NME enlisted the services of New Yorker Richard Grabel to cover this show at Irving Plaza.

[Transcribed by Zvia Admon.]


Hüsker Dü and Soul Asylum
New York Irving Plaza

by Richard Grabel

Soul Asylum are lean, scrappy, hungry. they play with a determination to make their mark quickly. They play to win. Inevitably, they are part of the Minneapolis hard-edged noisy rock band sound. they don't play with quite the crazed abandon of the Replacements, nor with the exquisitely-tuned precision drive of Hüsker Dü, but they have their own niche, and they make something great of it. But where country is lifeblood for the Meat Pups (sic), Soul Asylum are city boys, more enamoured of Wayne Kramer than of Elvis Presley. What they trade in most, and best, is a hard electric sound that cracks like a whip. Soul Asylum may someday be awsome, and Dave Pirner may someday have a pair of jeans without holes to wear on stage.

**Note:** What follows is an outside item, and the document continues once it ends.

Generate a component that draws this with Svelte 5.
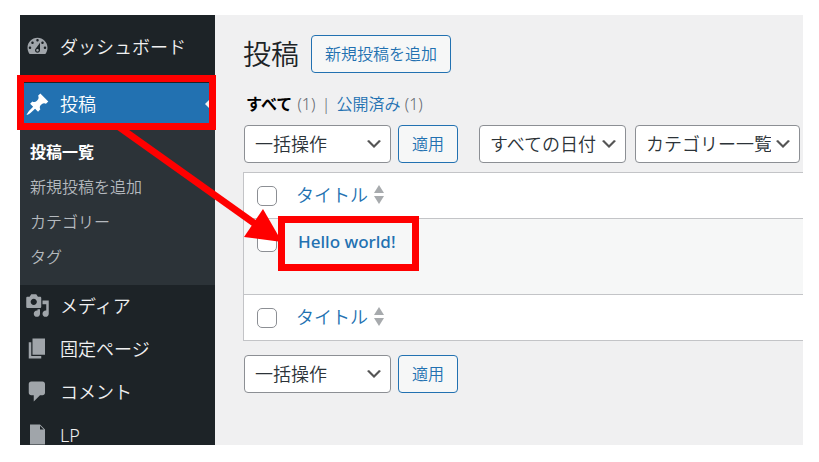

Hüsker Dü are so good now that the most outlandish superlatives fail to do them justice. They are simply amazing. Speculation runs high about what their first album for Warner Brothers will sound like. From the evidence of a few new songs played tonight it will have some hits on it.

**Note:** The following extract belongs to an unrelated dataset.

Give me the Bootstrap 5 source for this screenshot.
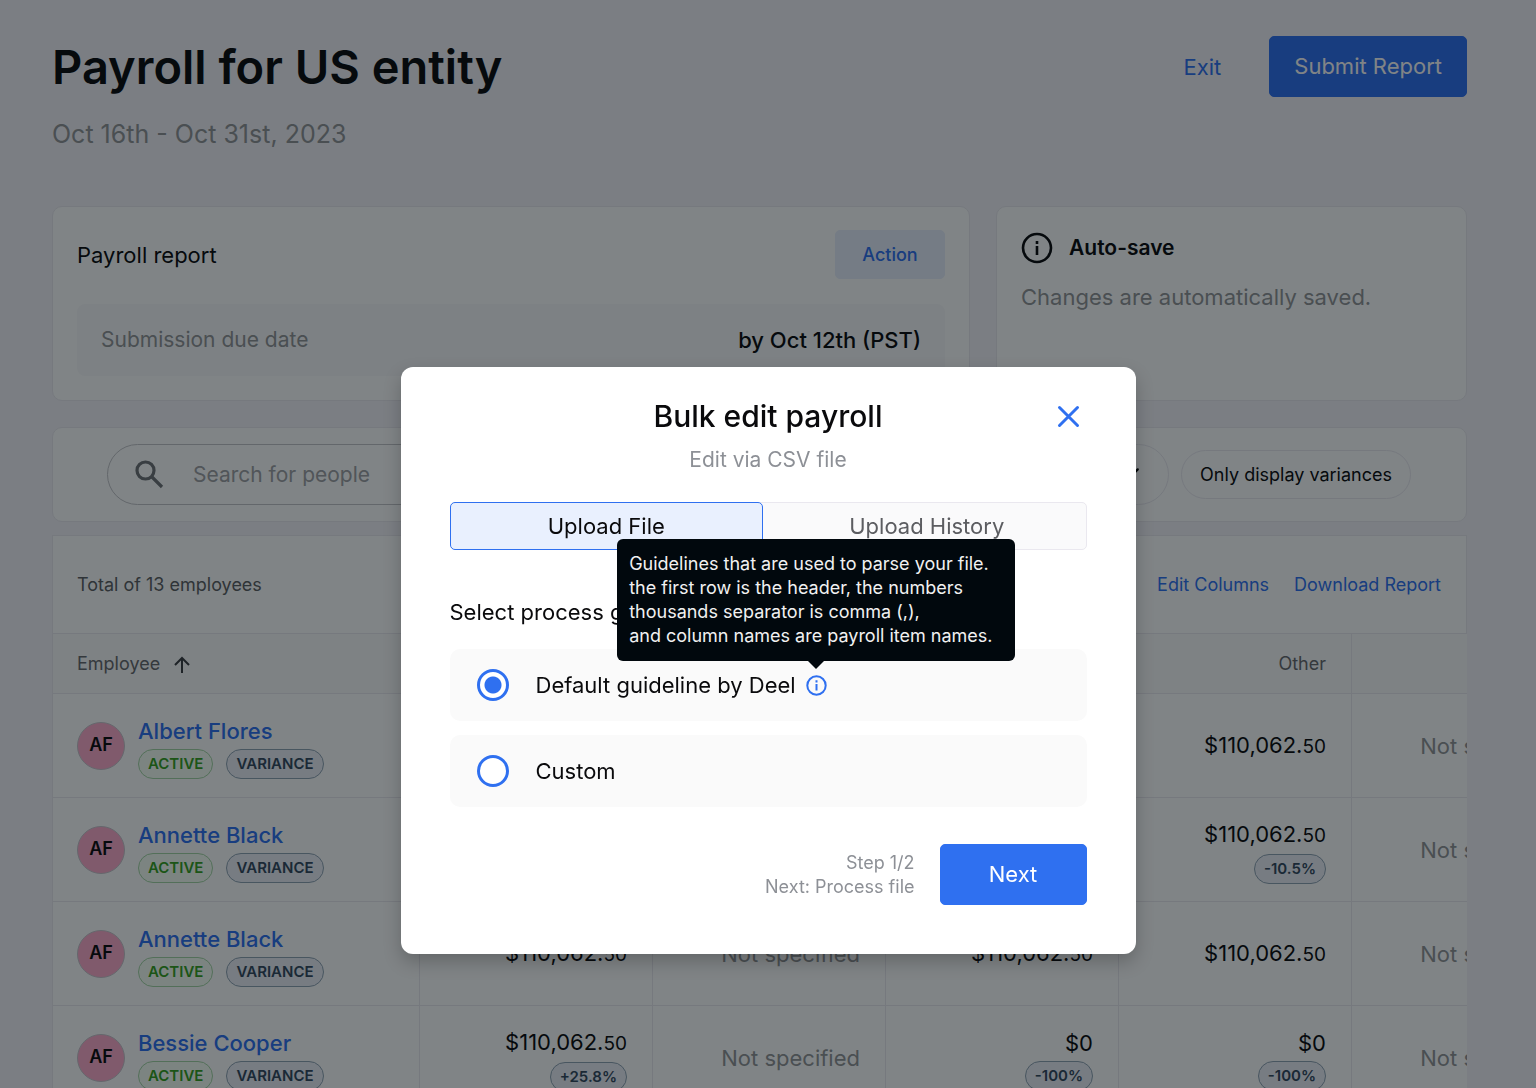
<!DOCTYPE html>
<html lang="en">
<head>
<meta charset="utf-8">
<meta name="viewport" content="width=device-width, initial-scale=1">
<title>Payroll for US entity</title>
<link href="https://cdn.jsdelivr.net/npm/bootstrap@5.3.0/dist/css/bootstrap.min.css" rel="stylesheet">
<style>
:root{--blue:#2f70f0;--line:#eae8ef;--muted:#939497;--ink:#0a0a0c}
body{font-family:Inter,"Liberation Sans",sans-serif;background:#f5f3f8;color:var(--ink);font-size:22px;line-height:24px;overflow:hidden}
a{color:var(--blue);text-decoration:none}
.page{padding:36px 69px 0 52px}
.page-title{font-size:47px;line-height:62px;font-weight:600;margin:0}
.period{font-size:25px;line-height:30px;color:var(--muted);margin:21px 0 57px}
.muted{color:var(--muted)}
.btn-main{--bs-btn-color:#fff;--bs-btn-bg:var(--blue);--bs-btn-border-color:var(--blue);--bs-btn-hover-bg:#1f5fdd;--bs-btn-hover-color:#fff;height:61px;font-size:22px;border-radius:5px;padding:0 24px}
.btn-soft{--bs-btn-color:var(--blue);--bs-btn-bg:#e8effc;--bs-btn-border-color:#e8effc;height:49px;width:110px;font-size:18px;font-weight:500;border-radius:5px}
.panel{background:#fff;border:1px solid var(--line);border-radius:10px}
.top-grid{display:grid;grid-template-columns:918fr 471fr;gap:26px}
.report-card{padding:23px 24px 24px}
.report-head{margin-bottom:25px}
.due-box{background:#f9f9fa;border-radius:8px;height:72px;padding:0 24px}
.due-box .muted{font-size:21px}
.note-card{padding:25px 24px 24px}
.note-title{font-size:21px;font-weight:600}
.note-text{margin:21px 0 0}
.find-bar{height:95px;padding:0 55px 0 54px;gap:12px;margin-top:26px}
.find-box{position:relative}
.find-box svg{position:absolute;left:26px;top:14px}
.find-box input{height:61px;border-radius:31px;border:1px solid #c4c4c8;padding:0 24px 0 85px;font-size:21px;background:#fff}
.find-box input::placeholder{color:#a0a1a4;opacity:1}
.pick{height:61px;width:250px;border-radius:31px;border-color:var(--line);padding-left:24px;font-size:18px;color:var(--ink);background-position:right 28px center;background-size:18px 18px;
--bs-form-select-bg-img:url("data:image/svg+xml,%3csvg xmlns='http://www.w3.org/2000/svg' viewBox='0 0 16 16'%3e%3cpath fill='none' stroke='%23000' stroke-width='2' stroke-linecap='round' d='m2 3 6 6 6-6'/%3e%3c/svg%3e")}
.pill{height:49px;border:1px solid var(--line);border-radius:25px;background:#fff;font-size:18px;padding:0 18px;color:var(--ink)}
.sheet{margin-top:13px;border:1px solid var(--line);border-right:0;background:#fff;overflow:hidden}
.sheet-top{height:97px;padding:0 25px 0 24px;gap:25px;font-size:18px;border-right:1px solid var(--line)}
.total{color:#5d5e62}
.pay{table-layout:fixed;width:1532px;border-collapse:separate;border-spacing:0}
.pay th{height:61px;background:#fafafb;font-weight:400;font-size:18px;color:#68696d;padding:0 25px 0 24px;border-top:1px solid var(--line);border-bottom:1px solid var(--line);border-right:1px solid var(--line);text-align:right}
.pay td{height:104px;padding:0 25px 0 24px;border-bottom:1px solid var(--line);border-right:1px solid var(--line);text-align:right;vertical-align:middle;line-height:36px}
.pay th:first-child,.pay td:first-child{text-align:left}
.cents{font-size:19px}
.person{gap:13px}
.tags{gap:13px}
.face{width:48px;height:48px;border-radius:50%;background:#ffabca;border:1px solid #c9c5cc;font-size:18px;font-weight:600;line-height:44px;text-align:center;flex:none}
.who{font-size:22px;font-weight:500;line-height:36px;display:block}
.chip{display:block;width:fit-content;height:30px;line-height:28px;border-radius:15px;border:1px solid #8fa2b3;background:#eceef6;color:#34495e;font-size:15px;font-weight:600;padding:0 9px}
.chip-on{border-color:#a5d5a5;background:#f6fff4;color:#36a01f}
.modal-backdrop{--bs-backdrop-bg:#01090d;--bs-backdrop-opacity:.5}
.edit-dialog{max-width:735px;margin:367px auto 0}
.edit-dialog .modal-content{border:0;border-radius:12px;padding:31px 49px 49px;box-shadow:0 8px 18px rgba(0,0,0,.22);color:var(--ink)}
.edit-title{font-size:30px;line-height:36px;font-weight:500;margin:0}
.edit-sub{font-size:21px;line-height:26px;margin:13px 0 29px;color:#8d9096}
.x-btn{position:absolute;right:56px;top:38px;width:23px;height:23px;border:0;background:none;padding:0;display:flex}
.tabs2{border:1px solid var(--line);border-radius:5px;background:#fafafb;height:48px}
.tabs2 button{flex:321 1 0;border:1px solid transparent;background:none;border-radius:5px;margin:-1px;color:#5c5d61;padding:0 0 0 6px}
.tabs2 button.on{flex-grow:315;padding:0;background:#e9f0fe;border-color:var(--blue);color:var(--ink)}
.ask{font-size:22px;line-height:26px;margin:49px 0 24px}
.choice{height:72px;border-radius:10px;background:#fafafa;padding:0 27px}
.choice + .choice{margin-top:14px}
.choice input{appearance:none;width:32px;height:32px;border:3px solid var(--blue);border-radius:50%;background:#fff;margin:0 27px 0 0;flex:none}
.choice input:checked{background:radial-gradient(circle,var(--blue) 0 8px,#fff 9px)}
.hint{position:relative;margin-left:10px;width:21px;height:21px;display:flex}
.hint-text{position:absolute;left:50%;bottom:35px;margin-left:-199px;width:398px;background:#01080d;color:#f1f1f1;border-radius:6px;padding:13px 12px;font-size:18px;line-height:24px;white-space:nowrap}
.hint-text::after{content:"";position:absolute;left:50%;top:100%;margin-left:-8px;border:8px solid transparent;border-top-color:#01080d;border-bottom:0}
.foot{margin-top:37px;gap:25px}
.step{font-size:18px;line-height:24px;text-align:right;color:#8d9096}
.foot .btn-main{width:147px}
</style>
</head>
<body>
<main class="page">
  <header class="d-flex justify-content-between align-items-start">
    <h1 class="page-title">Payroll for US entity</h1>
    <div class="d-flex align-items-center gap-5">
      <a href="#">Exit</a>
      <button type="button" class="btn btn-main">Submit Report</button>
    </div>
  </header>
  <p class="period">Oct 16th - Oct 31st, 2023</p>

  <div class="top-grid">
    <section class="panel report-card">
      <div class="report-head d-flex justify-content-between align-items-center">
        <span>Payroll report</span>
        <button type="button" class="btn btn-soft">Action</button>
      </div>
      <div class="due-box d-flex justify-content-between align-items-center">
        <span class="muted">Submission due date</span><span class="fw-medium due-day">by Oct 12th (PST)</span>
      </div>
    </section>
    <section class="panel note-card">
      <div class="d-flex align-items-center gap-3">
        <svg width="32" height="32" viewBox="0 0 32 32" fill="none" stroke="#0a0a0c" stroke-width="2.6"><circle cx="16" cy="16" r="14"/><path d="M16 14v9M16 9v3"/></svg>
        <span class="note-title">Auto-save</span>
      </div>
      <p class="muted note-text">Changes are automatically saved.</p>
    </section>
  </div>

  <section class="panel find-bar d-flex align-items-center">
    <div class="find-box flex-grow-1">
      <svg width="32" height="32" viewBox="0 0 32 32" fill="none" stroke="#707377" stroke-width="3.2"><circle cx="12.500" cy="12.500" r="8.500"/><path d="M18.500 18.500 29 29"/></svg>
      <input type="search" class="form-control" placeholder="Search for people" aria-label="Search for people">
    </div>
    <select class="form-select pick" aria-label="Filter"><option>All</option></select>
    <button type="button" class="pill">Only display variances</button>
  </section>

  <section class="sheet">
    <div class="sheet-top d-flex align-items-center">
      <span class="total me-auto">Total of 13 employees</span>
      <a href="#">Edit Columns</a><a href="#">Download Report</a>
    </div>
    <table class="pay">
      <colgroup><col style="width:367px"><col><col><col><col><col></colgroup>
      <thead><tr>
        <th>Employee <svg class="ms-2" width="18" height="18" viewBox="0 0 18 18" fill="none" stroke="#3b3c40" stroke-width="2"><path d="M9 17V2M2 9l7-7 7 7"/></svg></th>
        <th></th><th></th><th></th><th>Other</th><th></th>
      </tr></thead>
      <tbody>
      <tr><td><div class="d-flex align-items-center person"><div class="face">AF</div><div><a href="#" class="who">Albert Flores</a><div class="d-flex tags"><span class="chip chip-on">ACTIVE</span><span class="chip">VARIANCE</span></div></div></div></td>
        <td>$110,062.<span class="cents">50</span></td><td class="muted">Not specified</td><td>$110,062.<span class="cents">50</span></td><td>$110,062.<span class="cents">50</span></td><td class="muted">Not specified</td></tr>
      <tr><td><div class="d-flex align-items-center person"><div class="face">AF</div><div><a href="#" class="who">Annette Black</a><div class="d-flex tags"><span class="chip chip-on">ACTIVE</span><span class="chip">VARIANCE</span></div></div></div></td>
        <td>$110,062.<span class="cents">50</span></td><td class="muted">Not specified</td><td>$110,062.<span class="cents">50</span></td><td>$110,062.<span class="cents">50</span><span class="chip ms-auto">-10.5%</span></td><td class="muted">Not specified</td></tr>
      <tr><td><div class="d-flex align-items-center person"><div class="face">AF</div><div><a href="#" class="who">Annette Black</a><div class="d-flex tags"><span class="chip chip-on">ACTIVE</span><span class="chip">VARIANCE</span></div></div></div></td>
        <td>$110,062.<span class="cents">50</span></td><td class="muted">Not specified</td><td>$110,062.<span class="cents">50</span></td><td>$110,062.<span class="cents">50</span></td><td class="muted">Not specified</td></tr>
      <tr><td><div class="d-flex align-items-center person"><div class="face">AF</div><div><a href="#" class="who">Bessie Cooper</a><div class="d-flex tags"><span class="chip chip-on">ACTIVE</span><span class="chip">VARIANCE</span></div></div></div></td>
        <td>$110,062.<span class="cents">50</span><span class="chip ms-auto">+25.8%</span></td><td class="muted">Not specified</td><td>$0<span class="chip ms-auto">-100%</span></td><td>$0<span class="chip ms-auto">-100%</span></td><td class="muted">Not specified</td></tr>
      </tbody>
    </table>
  </section>
</main>

<div class="modal-backdrop show"></div>
<div class="modal d-block" tabindex="-1" role="dialog" aria-labelledby="editTitle">
  <div class="modal-dialog edit-dialog">
    <div class="modal-content">
      <button type="button" class="x-btn" aria-label="Close"><svg width="23" height="23" viewBox="0 0 23 23" stroke="#2f70f0" stroke-width="3" stroke-linecap="round"><path d="M2.500 2.500 20.500 20.500M20.500 2.500 2.500 20.500"/></svg></button>
      <h2 class="edit-title text-center" id="editTitle">Bulk edit payroll</h2>
      <p class="edit-sub text-center">Edit via CSV file</p>
      <div class="tabs2 d-flex" role="tablist">
        <button type="button" class="on" role="tab" aria-selected="true">Upload File</button>
        <button type="button" role="tab" aria-selected="false">Upload History</button>
      </div>
      <p class="ask">Select process guideline</p>
      <div class="choice d-flex align-items-center">
        <input type="radio" name="guide" id="g1" checked><label for="g1">Default guideline by Deel</label>
        <span class="hint"><svg width="21" height="21" viewBox="0 0 21 21" fill="none" stroke="#2f70f0" stroke-width="2"><circle cx="10.500" cy="10.500" r="9.200"/><path d="M10.500 9v6.500M10.500 5.300v2.200"/></svg>
          <span class="hint-text" role="tooltip">Guidelines that are used to parse your file.<br>the first row is the header, the numbers<br>thousands separator is comma (,),<br>and column names are payroll item names.</span></span>
      </div>
      <div class="choice d-flex align-items-center">
        <input type="radio" name="guide" id="g2"><label for="g2">Custom</label>
      </div>
      <div class="foot d-flex justify-content-end align-items-center">
        <div class="step">Step 1/2<br>Next: Process file</div>
        <button type="button" class="btn btn-main">Next</button>
      </div>
    </div>
  </div>
</div>
<script src="https://cdn.jsdelivr.net/npm/bootstrap@5.3.0/dist/js/bootstrap.bundle.min.js"></script>
</body>
</html>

There is a generosity of spirit, a feeling of basic goodness, that lies at the heart of Hüsker Dü. I think this will translate beyond the already-committed. I think they will be huge, and I think they will be so on their own terms.

Having two such different and complimentary writers is what gives this band its depth. Grant Hart has the simpler, catchier tunes, and lyrics bursting with romantic longing, tenderness and a painfully felt commitment to love and hope. Bob Mould's songs are explosions of resolute urgency, charged with doubt, questions and personal power. Together these two support each other's strengths perfectly. There are not transitions in the set, only a seamless rise from plateau to plateau.

After the last encore, late into the night, with most of the crowd already gone, they did something I'm told the've never done in public before. Don't expect them, I'm sorry to say, to do it again. They came out - Bob Mould with an acoustic guitar, Grant hart with a tambourine - and did a short "acoustic set". They did beautiful, radically different versions of songs we had just heard. These acoustic tracks dissected the songs, revealing the meltingly tender, gentle centre that lies inside even their loudest, most aggressive stuff, and is one of the secrets of their greatness. Also, this folky revelation let us hear these two voices, not straining to be heard, meshing in untutored, gorgeous harmony.

It was a magic moment. Hüsker Dü, in all of their matter of fact intensity, are incredible. They are, right now, the kings of rock.